◆ **GIVEN EXERCISE**:
Only the lines from the start of the data through the line containing "on Online Products</h1>" should be written out, exactly as they are, with both ends included and the pictures left out.

'''

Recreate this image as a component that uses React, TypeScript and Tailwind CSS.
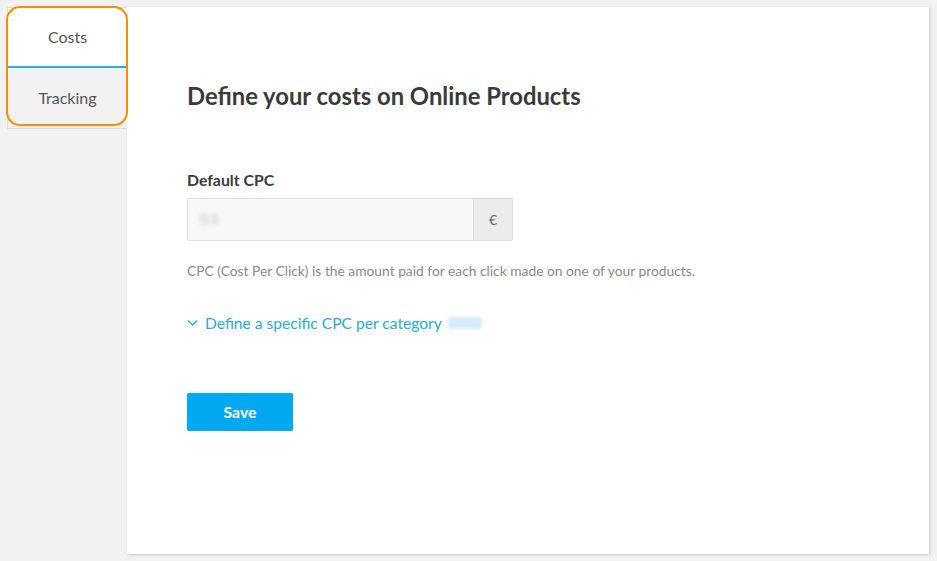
import React from "react";

const font = { fontFamily: "Lato, 'Open Sans', sans-serif" };

function ChevronDown() {
  return (
    <svg width="11" height="8" viewBox="0 0 11 8" fill="none" className="mr-[7px]">
      <path d="M1.5 2 L5.5 6 L9.5 2" stroke="#29abe2" strokeWidth="1.6" strokeLinecap="round" strokeLinejoin="round" />
    </svg>
  );
}

export default function App() {
  return (
    <div className="flex h-[561px] w-[937px] bg-[#f2f2f2] pl-[7px] pt-[7px]" style={font}>
      {/* tabs */}
      <div className="relative w-[120px] shrink-0">
        <div className="border border-r-0 border-[#dcdcdc]">
          <div className="flex h-[60px] items-center justify-center border-b-2 border-[#29abe2] bg-white text-[16px] text-[#555]">
            Costs
          </div>
          <div className="flex h-[60px] items-center justify-center bg-[#f2f2f2] text-[16px] text-[#555]">
            Tracking
          </div>
        </div>
        <div className="pointer-events-none absolute left-[-1px] top-[-1px] h-[120px] w-[122px] rounded-[14px] border-2 border-[#ff8c00]" />
      </div>

      {/* panel */}
      <div className="h-[547px] w-[802px] bg-white pl-[60px] pt-[74px] shadow-[1px_1px_3px_rgba(0,0,0,0.18)]">
        <h1 className="text-[23.8px] font-bold leading-[30px] text-[#3a3a3a]">Define your costs on Online Products</h1>

        <div className="mt-[59px] text-[15.8px] font-bold leading-[20px] text-[#3a3a3a]">Default CPC</div>
        <div className="mt-[8px] flex h-[43px] w-[326px] rounded-[2px] border border-[#dedede]">
          <div className="flex flex-1 items-center bg-[#f8f8f8] pl-[12px] text-[13px] text-[#bbb]">
            <span className="blur-[2px]">0,3</span>
          </div>
          <div className="flex w-[39px] items-center justify-center border-l border-[#dedede] bg-[#ececec] text-[14px] text-[#666]">
            €
          </div>
        </div>

        <p className="mt-[21px] text-[13.8px] leading-[18px] text-[#8a8a8a]">
          CPC (Cost Per Click) is the amount paid for each click made on one of your products.
        </p>

        <div className="mt-[33px] flex items-center text-[15.6px] leading-[20px] text-[#29abe2]">
          <ChevronDown />
          <span>Define a specific CPC per category</span>
          <span className="ml-[6px] inline-block h-[12px] w-[34px] rounded-[3px] bg-[#d6ecfa] blur-[1.5px]" />
        </div>

        <button className="mt-[60px] flex h-[38px] w-[106px] items-center justify-center rounded-[2px] bg-[#03a9f0] text-[15.8px] font-bold text-white">
          Save
        </button>
      </div>
    </div>
  );
}
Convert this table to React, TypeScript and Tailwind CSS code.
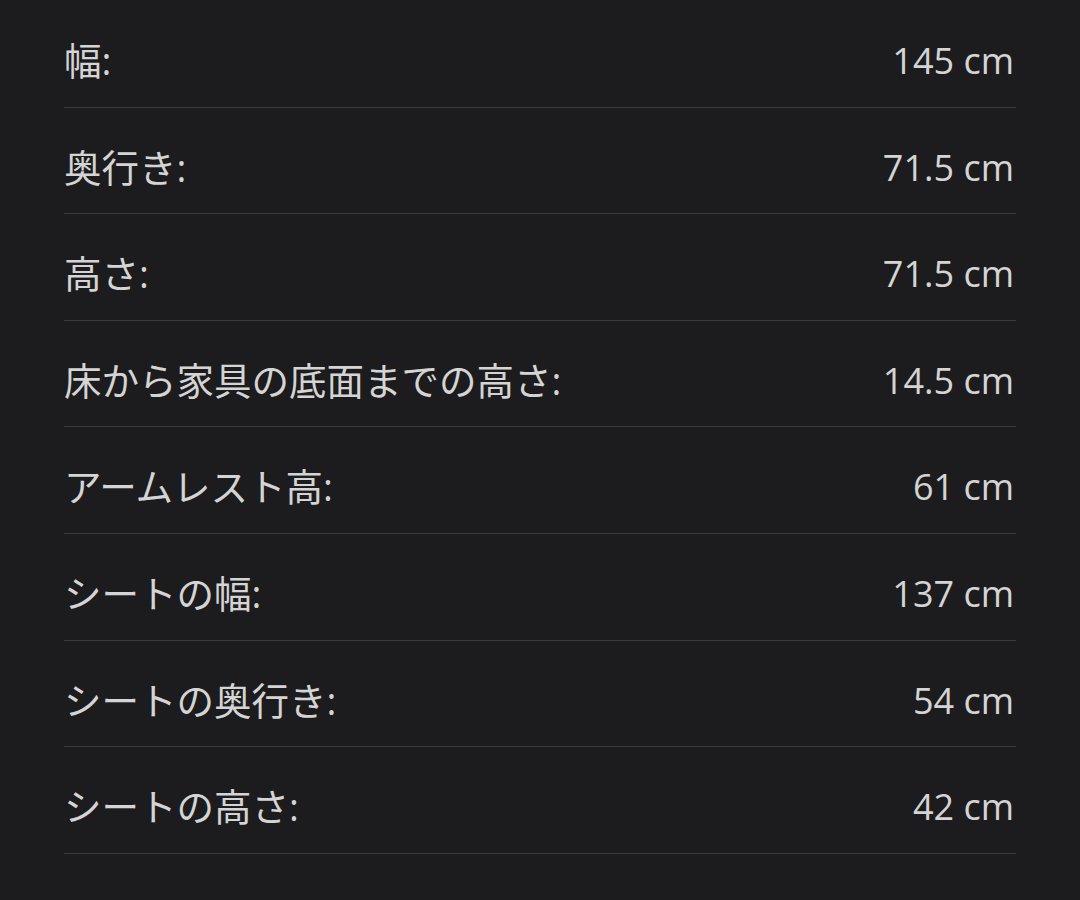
import React from "react";

const specs = [
  { label: "幅:", value: "145 cm" },
  { label: "奥行き:", value: "71.5 cm" },
  { label: "高さ:", value: "71.5 cm" },
  { label: "床から家具の底面までの高さ:", value: "14.5 cm" },
  { label: "アームレスト高:", value: "61 cm" },
  { label: "シートの幅:", value: "137 cm" },
  { label: "シートの奥行き:", value: "54 cm" },
  { label: "シートの高さ:", value: "42 cm" },
];

const App = () => {
  return (
    <div
      className="min-h-screen w-full bg-[#1c1c1e] pt-px text-[#d4d4d4]"
      style={{ fontFamily: '"Open Sans", "Noto Sans CJK JP", sans-serif' }}
    >
      <div className="mx-16">
        {specs.map((spec) => (
          <div
            key={spec.label}
            className="flex items-center justify-between border-b border-[#3a3a3c] pt-[35px] pb-[20.6px] leading-[50px]"
          >
            <span className="text-[37.5px]">{spec.label}</span>
            <span className="mr-[2px] text-[36px]">{spec.value}</span>
          </div>
        ))}
      </div>
    </div>
  );
};

export default App;
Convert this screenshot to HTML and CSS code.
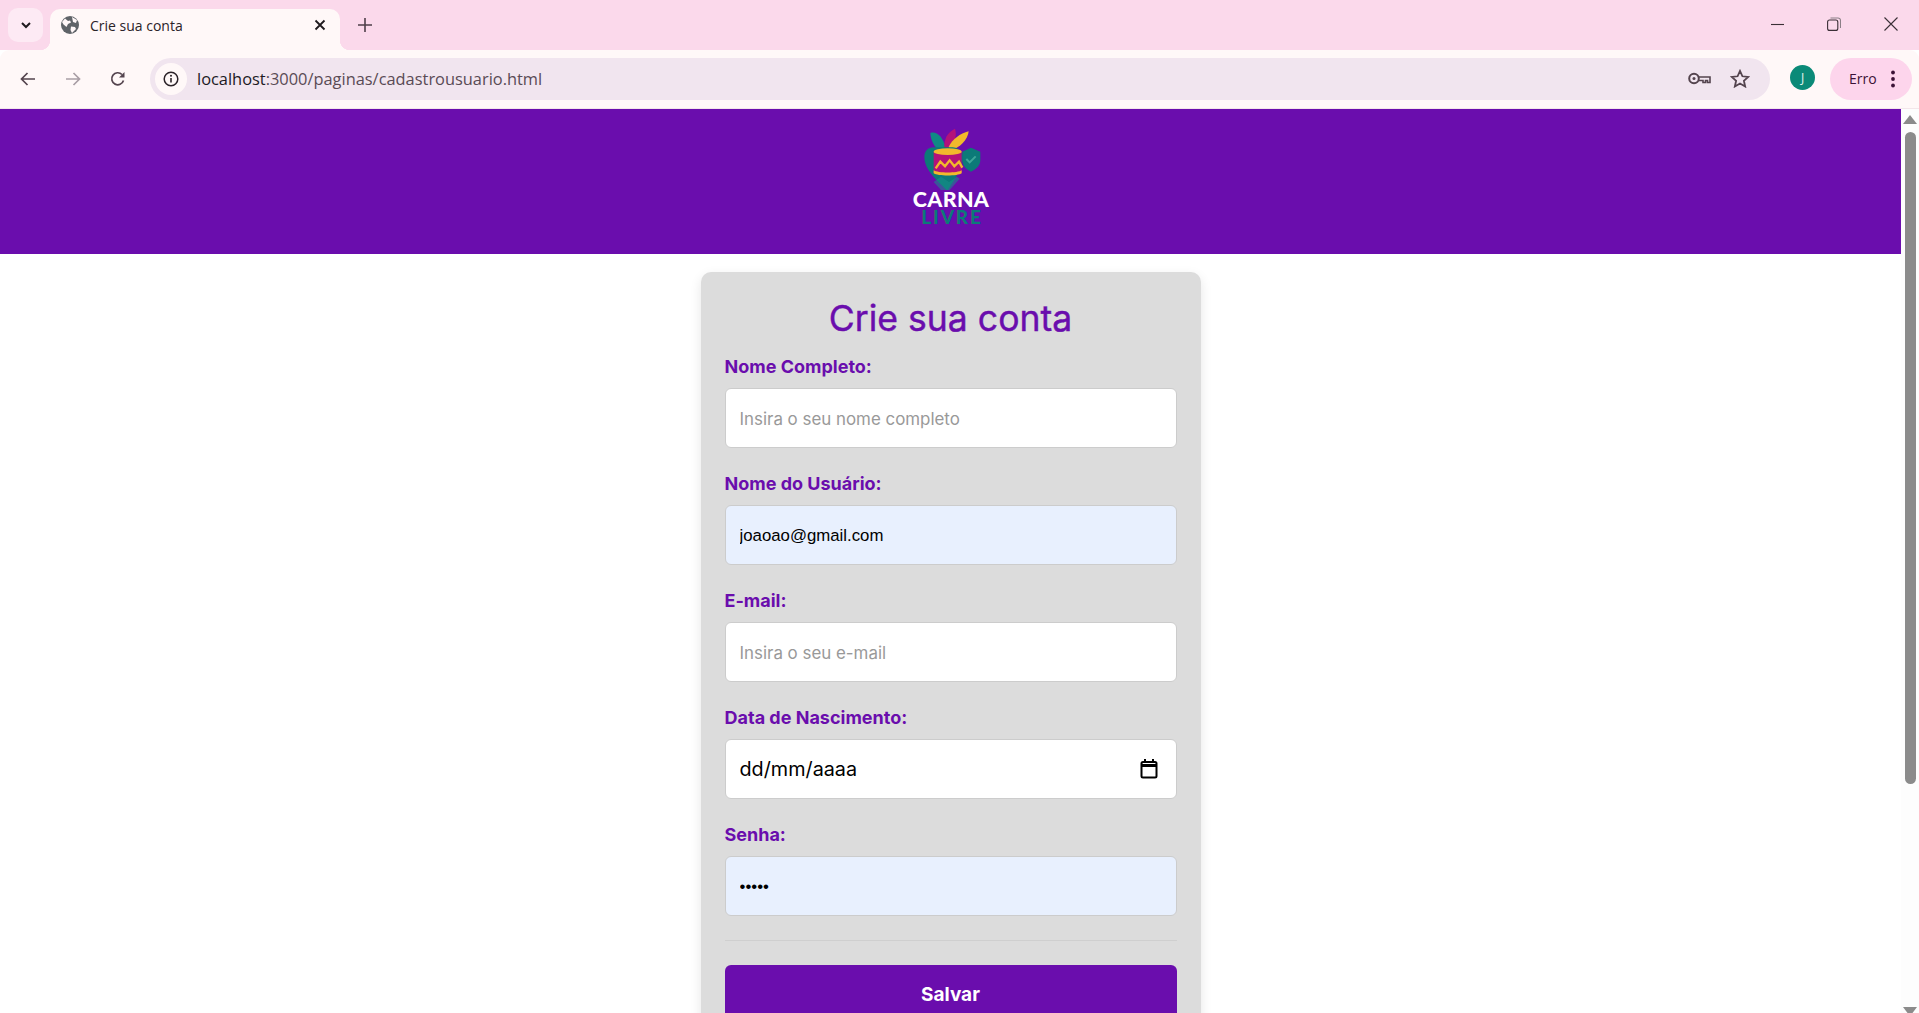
FILE: index.html
```html
<!DOCTYPE html>
<html lang="pt-BR">
<head>
<meta charset="utf-8">
<title>Crie sua conta</title>
<link rel="stylesheet" href="styles.css">
</head>
<body>
<div class="browser">
  <div class="tabstrip">
    <button class="tabsearch"><svg width="12" height="12" viewBox="0 0 12 12"><path d="M2 4l4 4 4-4" fill="none" stroke="#1f1a1e" stroke-width="2"/></svg></button>
    <div class="tab">
      <svg class="favicon" width="18" height="18" viewBox="0 0 18 18"><circle cx="9" cy="9" r="9" fill="#5f6368"/><path d="M4 2.500l3 2.500 2-.5 1 2-3 1.500-1.500 3-3-2.500L1 6zM11 1l5 3-1 3-3-1zM10 10.500l4 .5 1 2-4 4-1.500-3z" fill="#fff7f8"/></svg>
      <span class="tabtitle">Crie sua conta</span>
      <svg class="tabclose" width="12" height="12" viewBox="0 0 12 12"><path d="M1.500 1.500l9 9m0-9l-9 9" stroke="#1f1a1e" stroke-width="1.800"/></svg>
    </div>
    <svg class="newtab" width="14" height="14" viewBox="0 0 14 14"><path d="M7 0v14M0 7h14" stroke="#4f3f4a" stroke-width="1.600"/></svg>
    <div class="winctl">
      <svg width="13" height="13" viewBox="0 0 13 13"><path d="M0 6.500h13" stroke="#3a2f36" stroke-width="1.100"/></svg>
      <svg width="14" height="14" viewBox="0 0 14 14"><rect x=".6" y="3" width="10.200" height="10.400" rx="2" fill="none" stroke="#3a2f36" stroke-width="1.100"/><path d="M3.500 1h7.500a2.500 2.500 0 0 1 2.500 2.500v7.500" fill="none" stroke="#8c8087" stroke-width="1.100"/></svg>
      <svg width="14" height="14" viewBox="0 0 14 14"><path d="M.5.500l13 13m0-13l-13 13" stroke="#3a2f36" stroke-width="1.100"/></svg>
    </div>
  </div>
  <div class="toolbar">
    <svg class="navicon back" width="16" height="14" viewBox="0 0 16 14"><path d="M15 7H2M7.500 1L1.500 7l6 6" fill="none" stroke="#54444e" stroke-width="1.700"/></svg>
    <svg class="navicon fwd" width="16" height="14" viewBox="0 0 16 14"><path d="M1 7h13M8.500 1l6 6-6 6" fill="none" stroke="#a99ea5" stroke-width="1.700"/></svg>
    <svg class="navicon reload" width="16" height="16" viewBox="0 0 16 16"><path d="M13.500 9.500A6 6 0 1 1 12 3.500" fill="none" stroke="#54444e" stroke-width="1.700"/><path d="M14.500 1v5.500H9z" fill="#54444e"/></svg>
    <div class="omnibox">
      <span class="chip"><svg width="16" height="16" viewBox="0 0 16 16"><circle cx="8" cy="8" r="6.800" fill="none" stroke="#2b2228" stroke-width="1.500"/><path d="M8 7v4.500" stroke="#2b2228" stroke-width="1.600"/><circle cx="8" cy="4.800" r="1" fill="#2b2228"/></svg></span>
      <span class="url"><span class="urlhost">localhost</span>:3000/paginas/cadastrousuario.html</span>
      <svg class="key" width="23" height="13" viewBox="0 0 23 13"><circle cx="6" cy="6.500" r="4.800" fill="none" stroke="#54444e" stroke-width="2"/><circle cx="6" cy="6.500" r="1.500" fill="#54444e"/><path d="M11 5h11v5.500h-2.500v-2h-2v2H15v-2h-4" fill="none" stroke="#54444e" stroke-width="1.600"/></svg>
      <svg class="star" width="20" height="19" viewBox="0 0 19 18"><path d="M9.500 1.800l2.300 5.100 5.500.6-4.100 3.700 1.200 5.400-4.900-2.800-4.900 2.800 1.200-5.400L1.700 7.500l5.500-.6z" fill="none" stroke="#54444e" stroke-width="1.700"/></svg>
    </div>
    <span class="avatar">J</span>
    <div class="errorpill"><span>Erro</span><svg width="4" height="18" viewBox="0 0 4 18"><circle cx="2" cy="2.500" r="1.900" fill="#3c1236"/><circle cx="2" cy="9" r="1.900" fill="#3c1236"/><circle cx="2" cy="15.500" r="1.900" fill="#3c1236"/></svg></div>
  </div>
  <div class="viewport">
    <div class="page">
      <header class="siteheader">
        <div class="logo">
          <svg class="logomark" width="120" height="76" viewBox="0 0 360 228">
            <path d="M118 54c18-6 36 8 47 46l-20 8c-16-14-26-32-27-54z" fill="#0f8a84"/>
            <path d="M192 41c6 18 2 40-20 62l-12-6c-2-24 10-46 32-56z" fill="#b3127a"/>
            <path d="M233 49c-2 24-26 50-56 58l-4-12c12-22 34-40 60-46z" fill="#f2b92c"/>
            <path d="M100 125c0-18 14-30 30-28h55c10 0 30 8 30 30 0 34-25 68-44 98h-4c-24-26-67-58-67-100z" fill="#0c7a78"/>
            <path d="M150 225l-22-24 22-16 24 16 24-16 8 6-30 34z" fill="#15908a" opacity=".55"/>
            <path d="M240 98l28 12v26c0 16-14 28-28 34-14-6-26-18-26-34v-26z" fill="#0c7a78"/>
            <path d="M226 132l10 10 18-18" fill="none" stroke="#3ea79a" stroke-width="6"/>
            <path d="M128 110c8-8 76-8 84 0v64c-12 8-72 8-84 0z" fill="#b3127a"/>
            <ellipse cx="170" cy="110" rx="42" ry="10" fill="#f2b92c"/>
            <path d="M134 160l14-20 14 14 14-18 14 18 14-14 10 18" fill="none" stroke="#f2b92c" stroke-width="7"/>
            <path d="M128 166c12 9 72 9 84 0v9c-12 9-72 9-84 0z" fill="#f2b92c"/>
          </svg>
          <span class="logocarna">CARNA</span>
          <span class="logolivre">LIVRE</span>
        </div>
      </header>
      <main class="card">
        <h1 class="title">Crie sua conta</h1>
        <form>
          <div class="field">
            <label class="fieldlabel">Nome Completo:</label>
            <input class="input" type="text" placeholder="Insira o seu nome completo">
          </div>
          <div class="field">
            <label class="fieldlabel">Nome do Usuário:</label>
            <input class="input autofill" type="text" value="joaoao@gmail.com">
          </div>
          <div class="field">
            <label class="fieldlabel">E-mail:</label>
            <input class="input" type="text" placeholder="Insira o seu e-mail">
          </div>
          <div class="field">
            <label class="fieldlabel">Data de Nascimento:</label>
            <div class="datewrap">
              <input class="input dateinput" type="text" value="dd/mm/aaaa">
              <svg class="calendar" width="18" height="20" viewBox="0 0 18 20"><path d="M5 0v3M13 0v3" stroke="#000" stroke-width="2"/><rect x="1.500" y="3" width="15" height="15.500" rx="1.500" fill="none" stroke="#000" stroke-width="2"/><path d="M1 6.500h16" stroke="#000" stroke-width="3"/></svg>
            </div>
          </div>
          <div class="field">
            <label class="fieldlabel">Senha:</label>
            <input class="input autofill password" type="password" value="12345">
          </div>
          <hr class="divider">
          <button class="save" type="button">Salvar</button>
        </form>
      </main>
    </div>
    <div class="scrollbar">
      <svg class="arrow" width="14" height="9" viewBox="0 0 14 9"><path d="M7 0l7 9H0z" fill="#8b8b8b"/></svg>
      <div class="thumb"></div>
      <svg class="arrow" width="14" height="6" viewBox="0 0 14 6"><path d="M0 0h14l-4.500 6h-5z" fill="#8b8b8b"/></svg>
    </div>
  </div>
</div>
</body>
</html>
```
FILE: styles.css
```css
* { box-sizing: border-box; }
html, body { margin: 0; height: 1013px; overflow: hidden; background: #fff; }
.browser { display: flex; flex-direction: column; height: 1013px; font-family: "Open Sans", "Noto Sans", sans-serif; }

.tabstrip { height: 50px; flex: none; background: #fbd9eb; display: flex; align-items: flex-start; }
.tabsearch { width: 35px; height: 34px; margin: 8px 7px 0 8px; padding: 0; border: 0; border-radius: 10px; background: #fdeaf4; display: flex; align-items: center; justify-content: center; }
.tab { position: relative; width: 290px; height: 41px; margin-top: 9px; padding: 0 14px 0 11px; background: #fff8f8; border-radius: 10px 10px 0 0; display: flex; align-items: center; }
.tab::before, .tab::after { content: ""; position: absolute; bottom: 0; width: 10px; height: 10px; }
.tab::before { left: -10px; background: radial-gradient(circle at 0 0, transparent 10px, #fff8f8 10.500px); }
.tab::after { right: -10px; background: radial-gradient(circle at 100% 0, transparent 10px, #fff8f8 10.500px); }
.favicon { flex: none; margin-top: -9px; }
.tabtitle { margin-left: 11px; margin-top: -9px; font-size: 14px; color: #2a2328; flex: 1; }
.tabclose { margin-top: -9px; flex: none; }
.newtab { margin: 18px 0 0 18px; flex: none; }
.winctl { margin-left: auto; padding: 17px 21px 0 0; display: flex; gap: 43px; align-items: center; }
.winctl svg { flex: none; }

.toolbar { height: 59px; flex: none; background: #fff8f8; border-radius: 9px 9px 0 0; border-bottom: 1px solid #f3e6ea; display: flex; align-items: center; padding: 0 7px 1px 0; }
.navicon { flex: none; }
.back { margin-left: 20px; }
.fwd { margin-left: 29px; }
.reload { margin-left: 29px; }
.omnibox { width: 1621px; height: 42px; margin-left: 24px; background: #f1e5ef; border-radius: 21px; display: flex; align-items: center; padding: 0 20px 0 5px; }
.chip { width: 32px; height: 32px; border-radius: 50%; background: #fff8f8; display: flex; align-items: center; justify-content: center; flex: none; }
.url { margin-left: 10px; font-size: 16.400px; color: #5a4b55; flex: 1; white-space: nowrap; }
.urlhost { color: #211a1f; }
.key { flex: none; margin-right: 19px; }
.star { flex: none; }
.avatar { width: 25px; height: 25px; border-radius: 50%; background: #0b8a78; color: #e6f5f1; font-size: 12px; display: flex; align-items: center; justify-content: center; margin-left: 20px; flex: none; margin-top: -3px; }
.errorpill { width: 82px; height: 42px; border-radius: 21px; background: #fdd5ec; margin-left: 15px; display: flex; align-items: center; padding-left: 19px; color: #3c1236; font-size: 14px; flex: none; }
.errorpill svg { margin-left: 14px; }

.viewport { height: 904px; flex: none; display: flex; overflow: hidden; }
.page { width: 1901px; flex: none; height: 904px; overflow: hidden; font-family: Inter, sans-serif; }
.siteheader { height: 145px; background: #6a0dad; display: flex; justify-content: center; padding-top: 6px; }
.logo { display: flex; flex-direction: column; align-items: center; width: 120px; }
.logomark { flex: none; }
.logocarna { font-family: Lato, Inter, sans-serif; font-weight: 900; font-size: 21.500px; line-height: 17px; color: #fff; letter-spacing: .3px; margin-left: 1px; }
.logolivre { font-family: Lato, Inter, sans-serif; font-weight: 900; font-size: 19px; line-height: 14px; color: #0c7a78; letter-spacing: 1.800px; margin: 2px 0 0 3px; }

.card { width: 500px; margin: 18px auto 0; padding: 25px 24px 24px; background: #dcdcdc; border-radius: 10px; box-shadow: 0 4px 12px rgba(0,0,0,.1); }
.title { margin: 0 0 15px; font-size: 35.600px; font-weight: 400; line-height: 44px; color: #6a0dad; text-align: center; -webkit-text-stroke: .4px #6a0dad; }
.field { margin-bottom: 25px; }
.fieldlabel { display: block; font-size: 18px; font-weight: 700; line-height: 21px; color: #6a0dad; margin-bottom: 11px; }
.input { display: block; width: 100%; height: 60px; padding: 2px 14px 0; border: 1px solid #ccc; border-radius: 6px; background: #fff; font-family: Inter, sans-serif; font-size: 16.900px; color: #000; outline: 0; }
.input::placeholder { color: #999; }
.autofill { background: #e8f0fe; font-family: "Liberation Sans", sans-serif; font-size: 16.800px; }
.dateinput { font-size: 19.800px; padding-top: 0; }
.datewrap { position: relative; }
.calendar { position: absolute; right: 19px; top: 20px; }
.divider { margin: -1px 0 24px; height: 1px; border: 0; background: #cfcfcf; }
.save { display: block; width: 100%; height: 59px; padding: 0; border: 0; border-radius: 6px; background: #6a0dad; color: #fff; font-family: Inter, sans-serif; font-size: 19px; font-weight: 700; }

.scrollbar { width: 18px; flex: none; background: #fdfdfd; display: flex; flex-direction: column; align-items: center; }
.arrow { flex: none; }
.scrollbar .arrow:first-child { margin-top: 6px; }
.thumb { width: 11px; height: 652px; border-radius: 6px; background: #8b8b8b; margin: 8px 0 auto; }
```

'''

◆ **CORRECT RESPONSE**:
Recreate this image as a component that uses React, TypeScript and Tailwind CSS.
import React from "react";

const font = { fontFamily: "Lato, 'Open Sans', sans-serif" };

function ChevronDown() {
  return (
    <svg width="11" height="8" viewBox="0 0 11 8" fill="none" className="mr-[7px]">
      <path d="M1.5 2 L5.5 6 L9.5 2" stroke="#29abe2" strokeWidth="1.6" strokeLinecap="round" strokeLinejoin="round" />
    </svg>
  );
}

export default function App() {
  return (
    <div className="flex h-[561px] w-[937px] bg-[#f2f2f2] pl-[7px] pt-[7px]" style={font}>
      {/* tabs */}
      <div className="relative w-[120px] shrink-0">
        <div className="border border-r-0 border-[#dcdcdc]">
          <div className="flex h-[60px] items-center justify-center border-b-2 border-[#29abe2] bg-white text-[16px] text-[#555]">
            Costs
          </div>
          <div className="flex h-[60px] items-center justify-center bg-[#f2f2f2] text-[16px] text-[#555]">
            Tracking
          </div>
        </div>
        <div className="pointer-events-none absolute left-[-1px] top-[-1px] h-[120px] w-[122px] rounded-[14px] border-2 border-[#ff8c00]" />
      </div>

      {/* panel */}
      <div className="h-[547px] w-[802px] bg-white pl-[60px] pt-[74px] shadow-[1px_1px_3px_rgba(0,0,0,0.18)]">
        <h1 className="text-[23.8px] font-bold leading-[30px] text-[#3a3a3a]">Define your costs on Online Products</h1>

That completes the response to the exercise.